Second was the jarring user experience. The Metro UI, with its live tiles, was actually quite innovative for a phone. However, on a 27-inch desktop monitor operated with a mouse, it was an inefficient and confusing mess that alienated a generation of Windows power users.
Microsoft attempted to build a single OS that was a master of two worlds, but ended up being a jack of all trades and a master of none. The failure of the Windows Phone was a brutal lesson that you cannot force a desktop-first paradigm into a mobile-first world.
Smartphone-Up Strategy: A More Natural Evolution
Google’s approach is the inverse of Microsoft’s, and that is its greatest strength. Instead of shrinking a desktop OS down, it is scaling a mature, app-rich mobile OS up.
Google’s smartphone-first strategy holds a fundamental advantage: It already has absolute victory in the app war. The Google Play Store contains virtually every application and service a consumer could want. The challenge is not attracting developers from scratch but instead encouraging them to optimize their existing Android apps for a larger, landscape-oriented screen with keyboard and mouse input — a far simpler task.

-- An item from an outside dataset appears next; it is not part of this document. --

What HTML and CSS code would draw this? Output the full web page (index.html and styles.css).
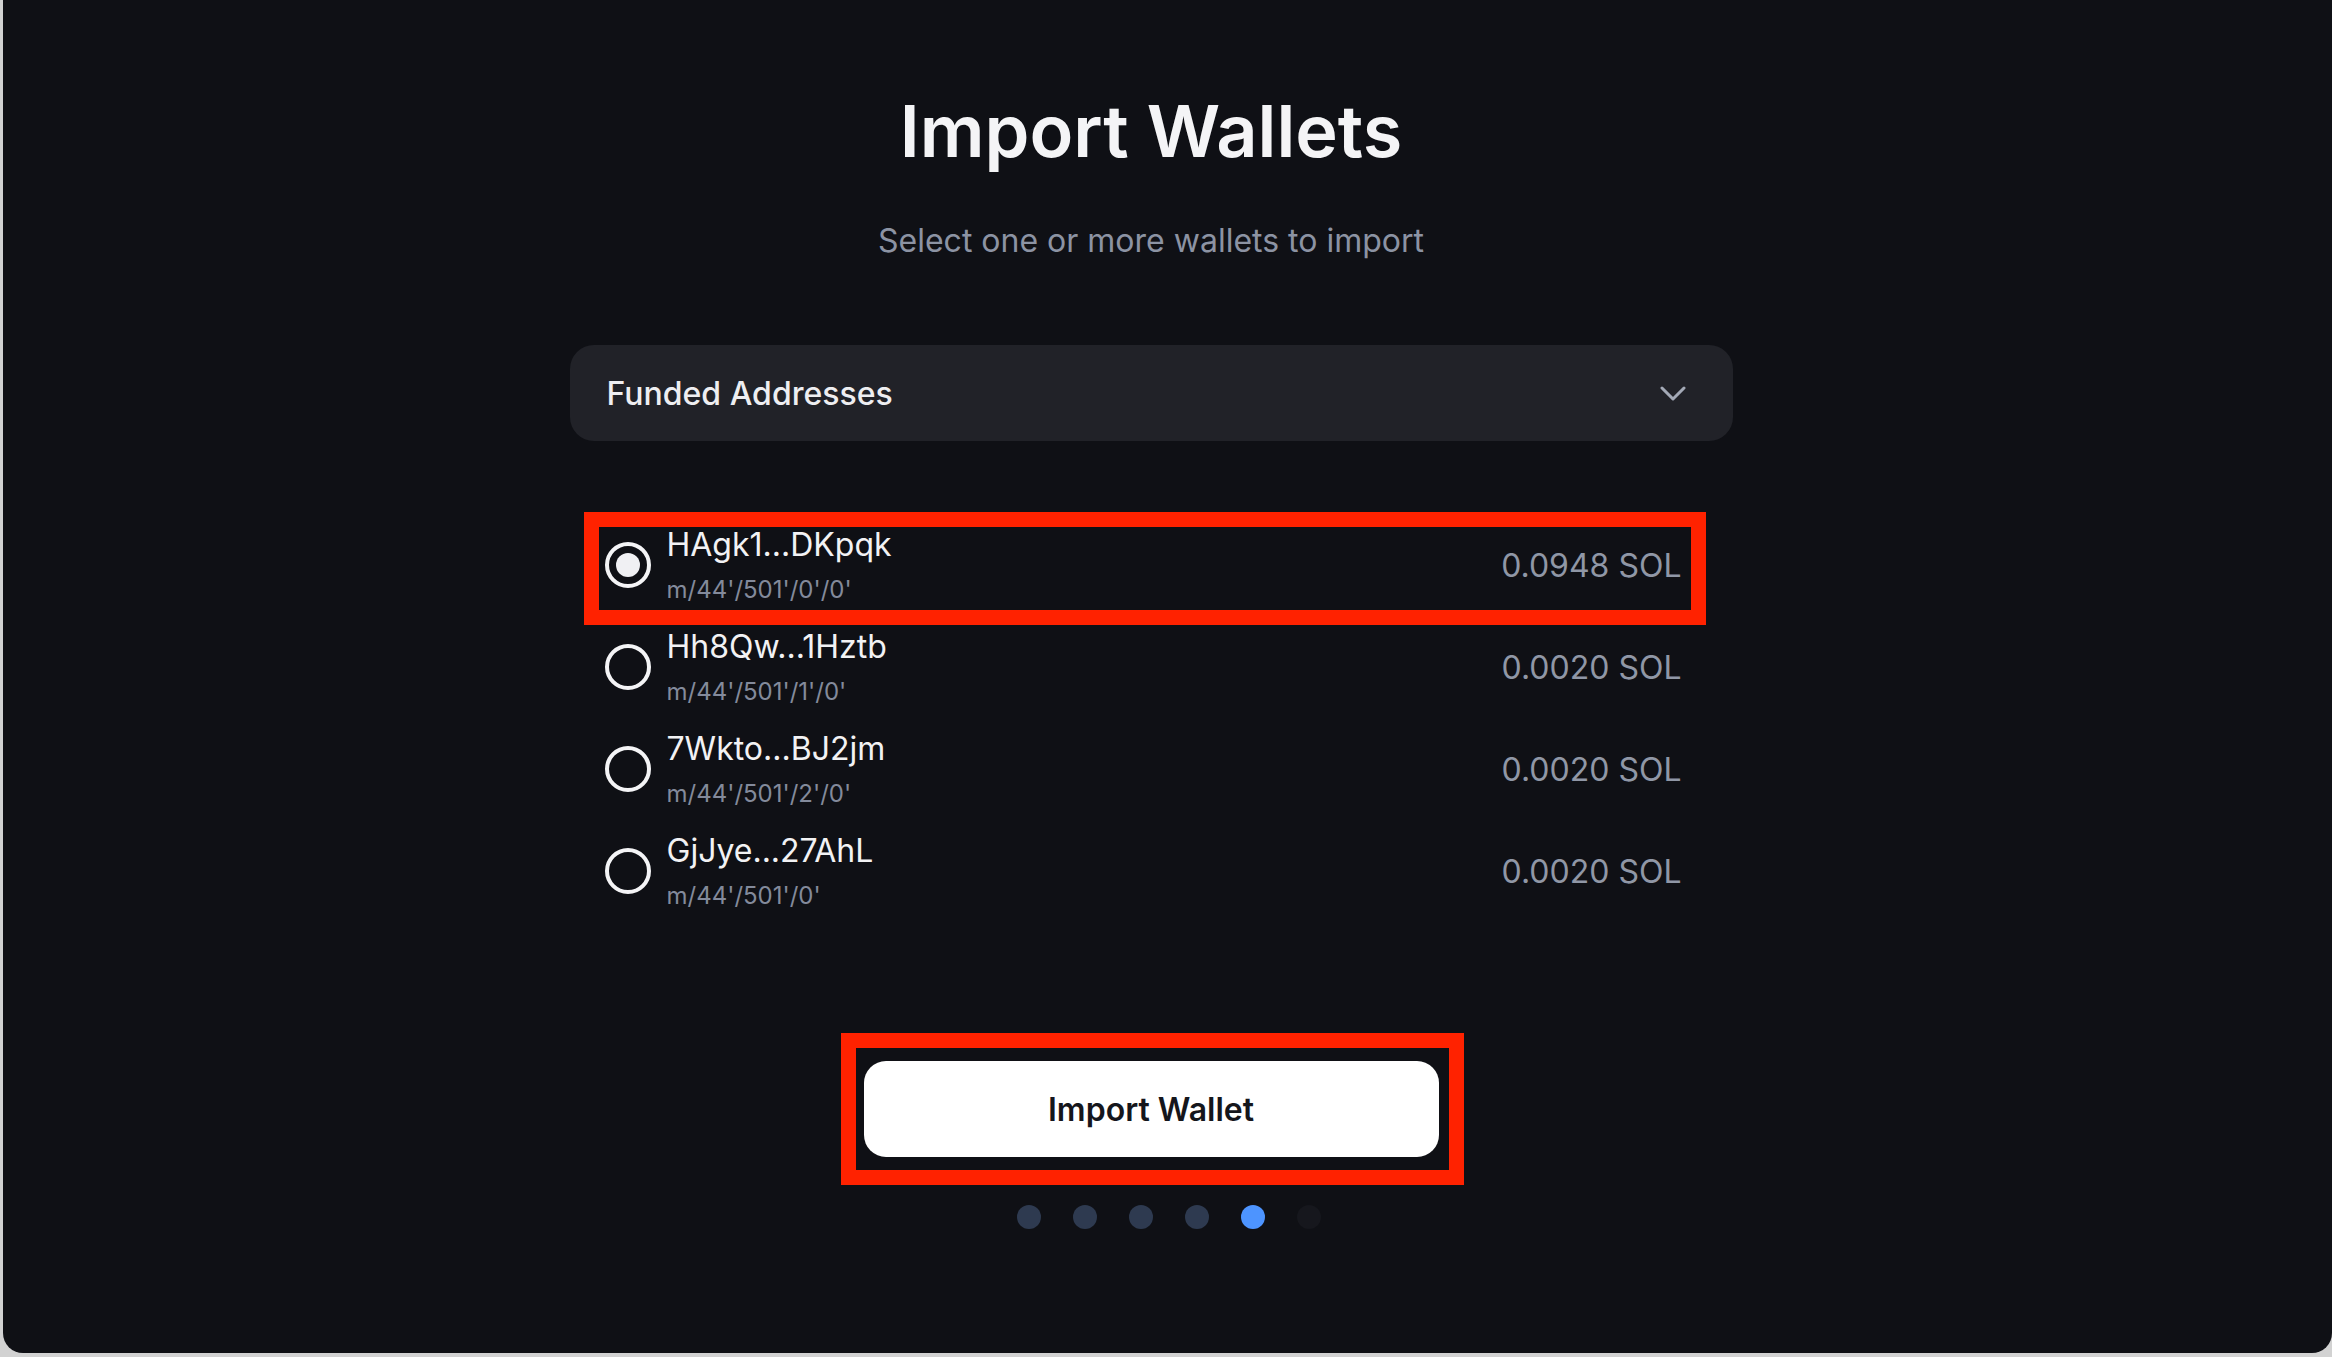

Furthermore, the user base is already trained. Billions of people are intimately familiar with Android’s navigation, notification system, and settings menus. There is no steep learning curve. An Android PC would feel like a natural, more powerful extension of the device they already use for hours every day. That familiarity with Android creates a powerful, low-friction pathway for adoption that Microsoft never had.
Google’s Marketing Blind Spot
For all its engineering prowess, Google’s history is littered with the corpses of brilliantly engineered products that were crippled by inept marketing and a confusing brand message: Google+, Stadia, Allo, and the convoluted early branding of its Pixel phones. The list is long. Google’s marketing problem is a persistent blind spot. It often fails to tell a simple, compelling story about why a consumer should choose its product.
The marketing challenge is where the parallel to Microsoft’s failure becomes alarming. Microsoft never articulated a clear, compelling reason for consumers to abandon their iPhones or Android devices for a Windows Phone. Google now faces the same challenge. Why should a consumer buy an Android PC when they can get a perfectly good Windows PC for the same price or a simpler Chromebook for half of that?
Without a massive, clear, and sustained marketing campaign that highlights a unique value proposition — perhaps seamless app continuity with your phone, unlike anything else — these devices could easily get lost in a crowded market, repeating the mishaps of the past.
A New Form Factor Emerges
If Google can overcome its marketing hurdles, an Android PC could accelerate the inevitable blurring of lines between smartphones and personal computers. The true endgame may not be an “Android PC” at all, but the death of the PC as a separate device. We are nearing the point where the smartphone is the only computer you need — a “primary brain” that docks into various “shells” to suit the context.
Imagine your phone holding all your apps, data, and processing power. At your desk, you place it into a dock connected to a monitor and keyboard, and the UI instantly expands into a full desktop experience. In a hotel, you connect it to a lightweight laptop shell for productivity on the go.
Samsung has been experimenting with this concept for years with its DeX platform, but with Google’s full OS-level backing, it could become the standard. A dockable, smartphone-centered form factor would make the separate, dedicated PC obsolete for a vast majority of users, transforming it from a core device into a mere peripheral for the phone.
Apple’s Risk and Microsoft’s New Threat
The rise of Android PCs as a smartphone-first computing platform exposes a strategic vulnerability for Apple, which maintains three largely separate operating systems — iOS, iPadOS, and macOS — on hardware that increasingly uses the same silicon, resulting in redundant development and creating a less-than-seamless user experience. While this separation allows Apple to sell you an iPhone, an iPad, and a MacBook, it is an inefficiency born of a hardware-centric business model.
Google, whose revenue is driven by advertising and services, doesn’t care what device you use as long as you are logged into its ecosystem. Its ad-driven business model gives Google the freedom to merge its platforms without cannibalizing its core business.
For Microsoft, the threat is more direct. An army of affordable, capable Android PCs powered by efficient Qualcomm chips directly attacks the heart of the Windows laptop market. To mitigate this, Microsoft must ultimately refine its own Windows on Arm experience, ensuring seamless performance and compatibility with legacy apps.
More importantly, it must lean into its core strengths: the deep integration with enterprise and the unparalleled library of powerful, professional software that will not be coming to Android anytime soon. Windows must become the undisputed OS for serious work, ceding the casual consumer market if necessary.
In Closing
Google’s venture into Android PCs with Qualcomm is the most credible attempt yet at creating a unified computing platform. The smartphone-up strategy is fundamentally sound, leveraging an unbeatable app ecosystem and a user base of billions.
However, the project’s success hinges on Google’s ability to do something it has historically struggled with: market a product with clarity, passion, and persistence. If it can, this initiative won’t just create a new category of laptops; it could fundamentally reshape our concept of a “personal computer,” putting immense pressure on both Apple and Microsoft to adapt or risk being rendered obsolete by the tiny computer in everyone’s pocket.